[Written problem]
Write the entries below out again exactly; any picture in them stays out.

[Supplied entries]
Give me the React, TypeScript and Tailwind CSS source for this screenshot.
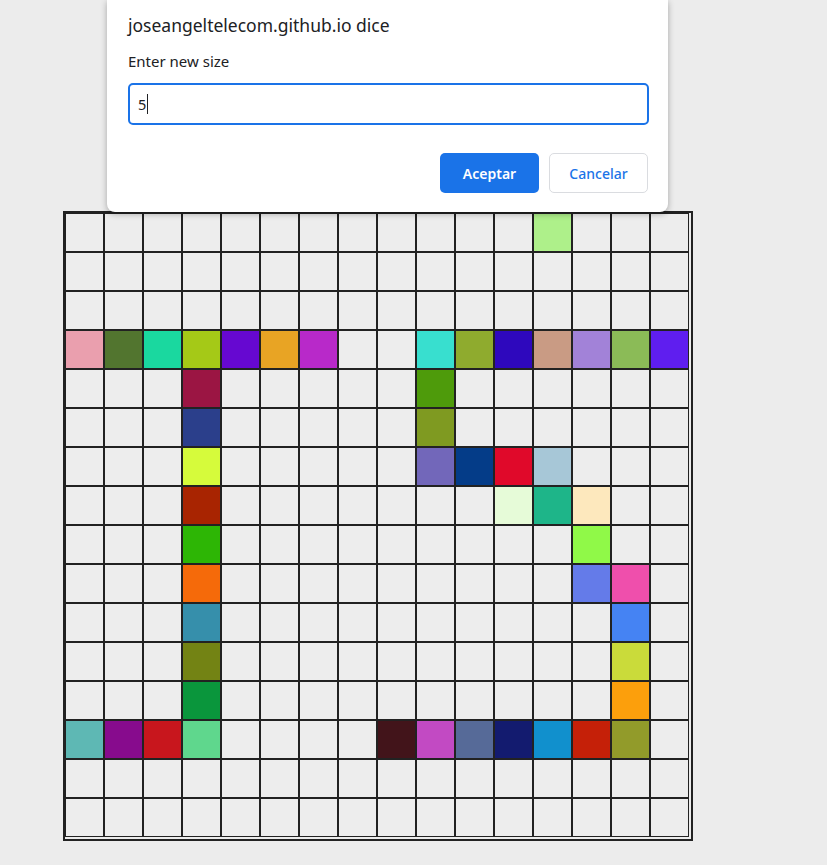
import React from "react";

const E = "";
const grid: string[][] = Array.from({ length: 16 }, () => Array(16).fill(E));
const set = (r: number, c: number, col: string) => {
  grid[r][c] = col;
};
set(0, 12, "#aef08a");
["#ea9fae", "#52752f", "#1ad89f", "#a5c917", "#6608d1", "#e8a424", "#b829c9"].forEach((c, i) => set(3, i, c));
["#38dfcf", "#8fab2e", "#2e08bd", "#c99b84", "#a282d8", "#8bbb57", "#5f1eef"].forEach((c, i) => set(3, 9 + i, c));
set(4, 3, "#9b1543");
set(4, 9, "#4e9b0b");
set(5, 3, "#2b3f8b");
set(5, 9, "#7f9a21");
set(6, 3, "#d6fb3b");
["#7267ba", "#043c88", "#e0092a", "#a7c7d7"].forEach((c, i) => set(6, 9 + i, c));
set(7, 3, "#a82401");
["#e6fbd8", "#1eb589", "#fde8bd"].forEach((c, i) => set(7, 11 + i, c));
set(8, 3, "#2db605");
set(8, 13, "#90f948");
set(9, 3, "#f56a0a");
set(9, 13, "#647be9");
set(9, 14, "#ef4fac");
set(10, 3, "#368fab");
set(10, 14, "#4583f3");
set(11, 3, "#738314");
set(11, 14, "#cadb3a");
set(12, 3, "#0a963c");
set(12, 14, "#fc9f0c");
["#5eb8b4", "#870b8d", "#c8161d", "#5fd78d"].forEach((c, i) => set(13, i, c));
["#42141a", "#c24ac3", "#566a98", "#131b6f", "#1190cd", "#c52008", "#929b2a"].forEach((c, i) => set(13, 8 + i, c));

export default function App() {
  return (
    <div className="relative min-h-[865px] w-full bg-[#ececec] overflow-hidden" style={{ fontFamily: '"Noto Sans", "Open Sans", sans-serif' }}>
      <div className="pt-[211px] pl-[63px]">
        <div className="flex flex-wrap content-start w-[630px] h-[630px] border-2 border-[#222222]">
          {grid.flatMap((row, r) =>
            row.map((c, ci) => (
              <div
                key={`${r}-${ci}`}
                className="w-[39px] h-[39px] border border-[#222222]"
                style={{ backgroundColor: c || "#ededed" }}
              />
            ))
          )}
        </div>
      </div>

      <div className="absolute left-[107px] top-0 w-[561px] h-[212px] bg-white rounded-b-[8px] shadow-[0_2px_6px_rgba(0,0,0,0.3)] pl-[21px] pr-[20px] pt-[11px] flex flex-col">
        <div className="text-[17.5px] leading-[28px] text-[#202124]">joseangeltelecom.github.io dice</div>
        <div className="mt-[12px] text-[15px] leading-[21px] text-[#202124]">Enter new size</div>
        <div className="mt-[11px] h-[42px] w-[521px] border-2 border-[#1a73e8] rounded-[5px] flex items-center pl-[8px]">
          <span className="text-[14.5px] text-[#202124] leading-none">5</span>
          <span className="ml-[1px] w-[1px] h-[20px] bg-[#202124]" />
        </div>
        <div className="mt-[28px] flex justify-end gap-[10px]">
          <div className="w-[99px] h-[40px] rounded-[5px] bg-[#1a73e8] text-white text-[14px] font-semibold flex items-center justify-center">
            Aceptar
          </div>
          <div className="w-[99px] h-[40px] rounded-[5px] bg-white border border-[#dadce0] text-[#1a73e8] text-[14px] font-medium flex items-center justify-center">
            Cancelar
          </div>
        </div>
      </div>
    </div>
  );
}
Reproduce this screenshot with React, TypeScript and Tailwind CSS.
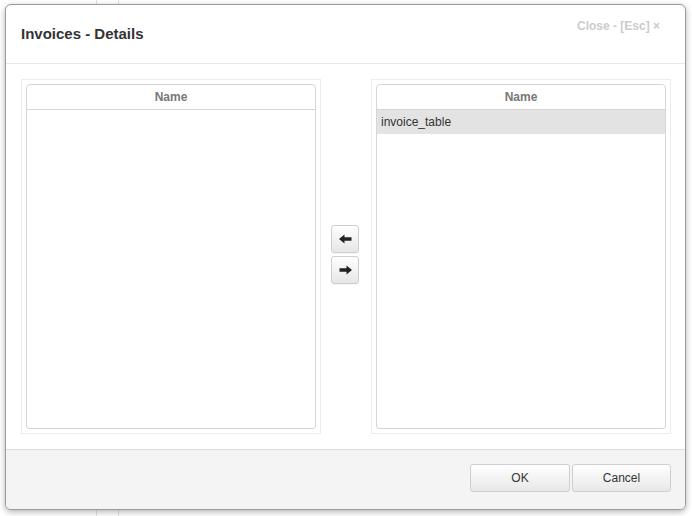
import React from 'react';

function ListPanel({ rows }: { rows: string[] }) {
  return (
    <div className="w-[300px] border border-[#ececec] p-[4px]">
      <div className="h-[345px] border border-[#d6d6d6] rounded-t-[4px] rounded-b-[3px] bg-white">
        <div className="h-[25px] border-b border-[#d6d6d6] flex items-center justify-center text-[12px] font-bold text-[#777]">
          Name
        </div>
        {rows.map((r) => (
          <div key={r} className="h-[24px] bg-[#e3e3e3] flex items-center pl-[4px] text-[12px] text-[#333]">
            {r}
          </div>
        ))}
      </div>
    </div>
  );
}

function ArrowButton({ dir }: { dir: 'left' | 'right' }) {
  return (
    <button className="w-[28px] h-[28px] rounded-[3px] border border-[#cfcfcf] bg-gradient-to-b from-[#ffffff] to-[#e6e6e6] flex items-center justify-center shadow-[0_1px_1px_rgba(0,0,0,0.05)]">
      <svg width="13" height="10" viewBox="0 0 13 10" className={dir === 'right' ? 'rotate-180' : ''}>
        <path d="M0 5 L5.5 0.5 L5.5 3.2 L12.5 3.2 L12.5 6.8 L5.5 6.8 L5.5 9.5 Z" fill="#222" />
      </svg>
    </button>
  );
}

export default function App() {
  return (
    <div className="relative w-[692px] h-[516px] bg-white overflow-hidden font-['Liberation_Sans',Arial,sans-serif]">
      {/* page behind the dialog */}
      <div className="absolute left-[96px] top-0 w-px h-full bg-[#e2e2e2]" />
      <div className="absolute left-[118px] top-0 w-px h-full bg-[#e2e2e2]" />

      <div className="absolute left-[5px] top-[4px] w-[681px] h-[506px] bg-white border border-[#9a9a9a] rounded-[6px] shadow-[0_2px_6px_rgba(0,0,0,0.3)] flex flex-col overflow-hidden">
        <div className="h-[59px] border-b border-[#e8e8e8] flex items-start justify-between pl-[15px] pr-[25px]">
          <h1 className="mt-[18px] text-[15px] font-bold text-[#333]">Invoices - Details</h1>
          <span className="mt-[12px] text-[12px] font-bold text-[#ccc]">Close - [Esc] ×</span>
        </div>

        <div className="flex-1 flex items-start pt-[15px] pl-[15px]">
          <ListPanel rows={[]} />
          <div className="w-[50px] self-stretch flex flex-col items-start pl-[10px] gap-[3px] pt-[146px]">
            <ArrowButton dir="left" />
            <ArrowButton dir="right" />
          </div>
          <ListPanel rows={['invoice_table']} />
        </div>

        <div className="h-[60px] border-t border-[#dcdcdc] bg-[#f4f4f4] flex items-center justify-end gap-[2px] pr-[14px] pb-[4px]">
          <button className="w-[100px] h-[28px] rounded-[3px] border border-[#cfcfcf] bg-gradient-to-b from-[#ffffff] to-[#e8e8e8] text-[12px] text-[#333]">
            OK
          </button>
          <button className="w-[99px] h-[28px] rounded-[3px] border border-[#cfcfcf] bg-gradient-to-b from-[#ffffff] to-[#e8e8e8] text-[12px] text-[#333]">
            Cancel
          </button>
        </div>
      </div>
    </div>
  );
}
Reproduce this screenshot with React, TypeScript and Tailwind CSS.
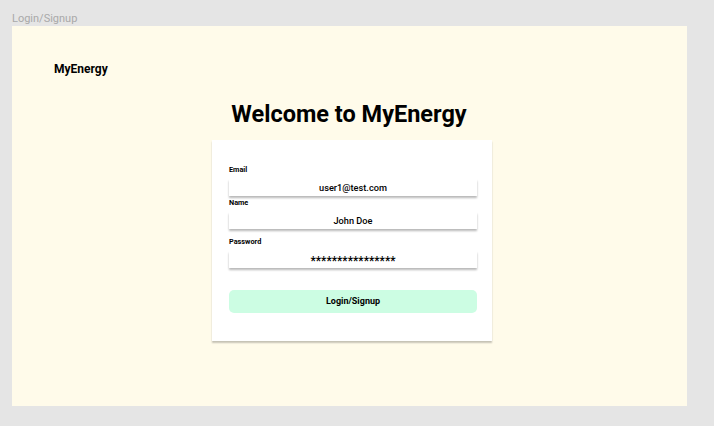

[Expected output]
Give me the React, TypeScript and Tailwind CSS source for this screenshot.
import React from "react";

const E = "";
const grid: string[][] = Array.from({ length: 16 }, () => Array(16).fill(E));
const set = (r: number, c: number, col: string) => {
  grid[r][c] = col;
};
set(0, 12, "#aef08a");
["#ea9fae", "#52752f", "#1ad89f", "#a5c917", "#6608d1", "#e8a424", "#b829c9"].forEach((c, i) => set(3, i, c));
["#38dfcf", "#8fab2e", "#2e08bd", "#c99b84", "#a282d8", "#8bbb57", "#5f1eef"].forEach((c, i) => set(3, 9 + i, c));
set(4, 3, "#9b1543");
set(4, 9, "#4e9b0b");
set(5, 3, "#2b3f8b");
set(5, 9, "#7f9a21");
set(6, 3, "#d6fb3b");
["#7267ba", "#043c88", "#e0092a", "#a7c7d7"].forEach((c, i) => set(6, 9 + i, c));
set(7, 3, "#a82401");
["#e6fbd8", "#1eb589", "#fde8bd"].forEach((c, i) => set(7, 11 + i, c));
set(8, 3, "#2db605");
set(8, 13, "#90f948");
set(9, 3, "#f56a0a");
set(9, 13, "#647be9");
set(9, 14, "#ef4fac");
set(10, 3, "#368fab");
set(10, 14, "#4583f3");
set(11, 3, "#738314");
set(11, 14, "#cadb3a");
set(12, 3, "#0a963c");
set(12, 14, "#fc9f0c");
["#5eb8b4", "#870b8d", "#c8161d", "#5fd78d"].forEach((c, i) => set(13, i, c));
["#42141a", "#c24ac3", "#566a98", "#131b6f", "#1190cd", "#c52008", "#929b2a"].forEach((c, i) => set(13, 8 + i, c));

export default function App() {
  return (
    <div className="relative min-h-[865px] w-full bg-[#ececec] overflow-hidden" style={{ fontFamily: '"Noto Sans", "Open Sans", sans-serif' }}>
      <div className="pt-[211px] pl-[63px]">
        <div className="flex flex-wrap content-start w-[630px] h-[630px] border-2 border-[#222222]">
          {grid.flatMap((row, r) =>
            row.map((c, ci) => (
              <div
                key={`${r}-${ci}`}
                className="w-[39px] h-[39px] border border-[#222222]"
                style={{ backgroundColor: c || "#ededed" }}
              />
            ))
          )}
        </div>
      </div>

      <div className="absolute left-[107px] top-0 w-[561px] h-[212px] bg-white rounded-b-[8px] shadow-[0_2px_6px_rgba(0,0,0,0.3)] pl-[21px] pr-[20px] pt-[11px] flex flex-col">
        <div className="text-[17.5px] leading-[28px] text-[#202124]">joseangeltelecom.github.io dice</div>
        <div className="mt-[12px] text-[15px] leading-[21px] text-[#202124]">Enter new size</div>
        <div className="mt-[11px] h-[42px] w-[521px] border-2 border-[#1a73e8] rounded-[5px] flex items-center pl-[8px]">
          <span className="text-[14.5px] text-[#202124] leading-none">5</span>
          <span className="ml-[1px] w-[1px] h-[20px] bg-[#202124]" />
        </div>
        <div className="mt-[28px] flex justify-end gap-[10px]">
          <div className="w-[99px] h-[40px] rounded-[5px] bg-[#1a73e8] text-white text-[14px] font-semibold flex items-center justify-center">
            Aceptar
          </div>
          <div className="w-[99px] h-[40px] rounded-[5px] bg-white border border-[#dadce0] text-[#1a73e8] text-[14px] font-medium flex items-center justify-center">
            Cancelar
          </div>
        </div>
      </div>
    </div>
  );
}
Reproduce this screenshot with React, TypeScript and Tailwind CSS.
import React from 'react';

function ListPanel({ rows }: { rows: string[] }) {
  return (
    <div className="w-[300px] border border-[#ececec] p-[4px]">
      <div className="h-[345px] border border-[#d6d6d6] rounded-t-[4px] rounded-b-[3px] bg-white">
        <div className="h-[25px] border-b border-[#d6d6d6] flex items-center justify-center text-[12px] font-bold text-[#777]">
          Name
        </div>
        {rows.map((r) => (
          <div key={r} className="h-[24px] bg-[#e3e3e3] flex items-center pl-[4px] text-[12px] text-[#333]">
            {r}
          </div>
        ))}
      </div>
    </div>
  );
}

function ArrowButton({ dir }: { dir: 'left' | 'right' }) {
  return (
    <button className="w-[28px] h-[28px] rounded-[3px] border border-[#cfcfcf] bg-gradient-to-b from-[#ffffff] to-[#e6e6e6] flex items-center justify-center shadow-[0_1px_1px_rgba(0,0,0,0.05)]">
      <svg width="13" height="10" viewBox="0 0 13 10" className={dir === 'right' ? 'rotate-180' : ''}>
        <path d="M0 5 L5.5 0.5 L5.5 3.2 L12.5 3.2 L12.5 6.8 L5.5 6.8 L5.5 9.5 Z" fill="#222" />
      </svg>
    </button>
  );
}

export default function App() {
  return (
    <div className="relative w-[692px] h-[516px] bg-white overflow-hidden font-['Liberation_Sans',Arial,sans-serif]">
      {/* page behind the dialog */}
      <div className="absolute left-[96px] top-0 w-px h-full bg-[#e2e2e2]" />
      <div className="absolute left-[118px] top-0 w-px h-full bg-[#e2e2e2]" />

      <div className="absolute left-[5px] top-[4px] w-[681px] h-[506px] bg-white border border-[#9a9a9a] rounded-[6px] shadow-[0_2px_6px_rgba(0,0,0,0.3)] flex flex-col overflow-hidden">
        <div className="h-[59px] border-b border-[#e8e8e8] flex items-start justify-between pl-[15px] pr-[25px]">
          <h1 className="mt-[18px] text-[15px] font-bold text-[#333]">Invoices - Details</h1>
          <span className="mt-[12px] text-[12px] font-bold text-[#ccc]">Close - [Esc] ×</span>
        </div>

        <div className="flex-1 flex items-start pt-[15px] pl-[15px]">
          <ListPanel rows={[]} />
          <div className="w-[50px] self-stretch flex flex-col items-start pl-[10px] gap-[3px] pt-[146px]">
            <ArrowButton dir="left" />
            <ArrowButton dir="right" />
          </div>
          <ListPanel rows={['invoice_table']} />
        </div>

        <div className="h-[60px] border-t border-[#dcdcdc] bg-[#f4f4f4] flex items-center justify-end gap-[2px] pr-[14px] pb-[4px]">
          <button className="w-[100px] h-[28px] rounded-[3px] border border-[#cfcfcf] bg-gradient-to-b from-[#ffffff] to-[#e8e8e8] text-[12px] text-[#333]">
            OK
          </button>
          <button className="w-[99px] h-[28px] rounded-[3px] border border-[#cfcfcf] bg-gradient-to-b from-[#ffffff] to-[#e8e8e8] text-[12px] text-[#333]">
            Cancel
          </button>
        </div>
      </div>
    </div>
  );
}
Reproduce this screenshot with React, TypeScript and Tailwind CSS.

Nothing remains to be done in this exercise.